In ihnen nähern wir uns jener Vorstellung vom Text, wie sie Roland Barthes in Die Lust am Text (1974) so formuliert hat: "Manche wollen einen Text (eine Kunst, eine Malerei) ohne Schatten, der getrennt ist von der ‚herrschenden Ideologie'; aber das wäre ein Text ohne Fruchtbarkeit, ohne Produktivität, ein steriler Text (siehe den Mythos von der Frau ohne Schatten). Der Text braucht seinen Schatten: dieser Schatten, das ist ein bißchen Ideologie, ein bißchen Darstellung, ein bißchen Subjekt: notwendige Geister, Luftblasen, Streifen, Wolken: die Subversion muß ihr eigenes Halbdunkel hervorbringen."

"Ich bin noch nie ganz mit der Leinwand, dem Papier oder einem sonstigen Bildträger zurechtgekommen. Ich glaube, das, was mich dazu gebracht hat, Volumina, Fäden und andere Formen zu verwenden, um aus diesen Elementen hervorzutreten, war meine tiefe Unzufriedenheit mit den Fragen des Raumes. Diese Fragen sind zu einer Konstante meiner Arbeit geworden indem ich mich ihnen entweder stelle oder sie zurückweise. Ich glaube, dass ich nun sagen kann, dass ich Bilder male und Zeichnungen zeichne. Es ist nicht eine Frage des Ausstellens, sondern eine des Bloßlegens; es geht auch darum, die Ideologie und den Charakter der 'Kunst' auf eine viel profundere Weise vermitteln zu können, sie zu akzeptieren und daher auch imstande zu sein, sie zu verleugnen.

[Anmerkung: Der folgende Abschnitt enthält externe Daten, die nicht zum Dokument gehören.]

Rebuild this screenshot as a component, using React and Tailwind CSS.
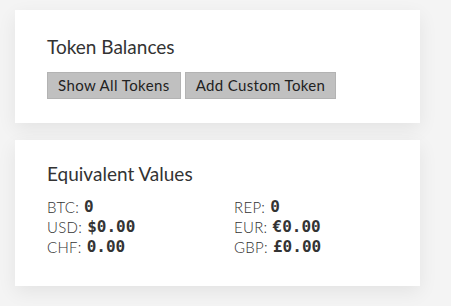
export default function App() {
  const rows = [
    ["BTC:", "0", "REP:", "0"],
    ["USD:", "$0.00", "EUR:", "€0.00"],
    ["CHF:", "0.00", "GBP:", "£0.00"],
  ];
  const mono = { fontFamily: "'DejaVu Sans Mono', monospace" };
  return (
    <div className="w-[451px] h-[306px] bg-[#f4f4f4] pt-[10px] pl-[15px] flex flex-col gap-[17px]" style={{ fontFamily: "Lato, 'Noto Sans', sans-serif" }}>
      <div className="w-[405px] h-[113px] bg-white shadow-[0_6px_18px_rgba(0,0,0,0.07)] pl-[32px] pt-[25px]">
        <div className="text-[19px] leading-[24px] text-[#333]">Token Balances</div>
        <div className="flex gap-[4px] mt-[13px]">
          <button className="h-[27px] px-[10px] bg-[#c0c0c0] border border-[#b3b3b3] text-[15px] text-[#222] tracking-[0.4px]">Show All Tokens</button>
          <button className="h-[27px] px-[10px] bg-[#c0c0c0] border border-[#b3b3b3] text-[15px] text-[#222] tracking-[0.35px]">Add Custom Token</button>
        </div>
      </div>
      <div className="w-[405px] h-[146px] bg-white shadow-[0_6px_18px_rgba(0,0,0,0.07)] pl-[32px] pt-[22px]">
        <div className="text-[19px] leading-[24px] text-[#333]">Equivalent Values</div>
        <div className="mt-[11px] grid grid-cols-[187px_1fr]">
          {rows.map((r, i) => [
            <div key={"a" + i} className="h-[20px] flex items-center text-[15px] text-[#333]">
              <span className="font-light tracking-[0.3px]">{r[0]}</span>
              <span className="ml-[5px] font-bold text-[16px]" style={mono}>{r[1]}</span>
            </div>,
            <div key={"b" + i} className="h-[20px] flex items-center text-[15px] text-[#333]">
              <span className="font-light tracking-[0.3px]">{r[2]}</span>
              <span className="ml-[5px] font-bold text-[16px]" style={mono}>{r[3]}</span>
            </div>,
          ])}
        </div>
      </div>
    </div>
  );
}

Durch die Fotografien innerhalb der Zeichnungen kommt, glaube ich, dieselbe Verleugnung auf verschiedene Arten zum Tragen. Was ich hier bloßlege, sind nicht die 'Abdrücke des Künstlers', sondern eher die Repräsentation und die Verleugnung dieser Spuren. Diese Verleugnung bedeutet die Wiederentdeckung eines anderen Raumes, während man zugleich in eine weitere poetische Falle tritt. Dies passiert, wenn ich mich als 'Künstlerin' in den reellen Raum und den Betrachter in einen virtuellen Raum stelle. Er bzw. sie tauscht mit dem Bildträger Platz und wird zu einem imaginären Raum.
Zu etwas Unwirklichem werden. Den Anreiz zum Besitz von intimen Freuden geben.
Zur Ruhe kommen wie in einer Zeichnung. Das warme Innere einer gekrümmten Linie erleben. Den Frieden einer bewohnten Zeichnung wieder finden."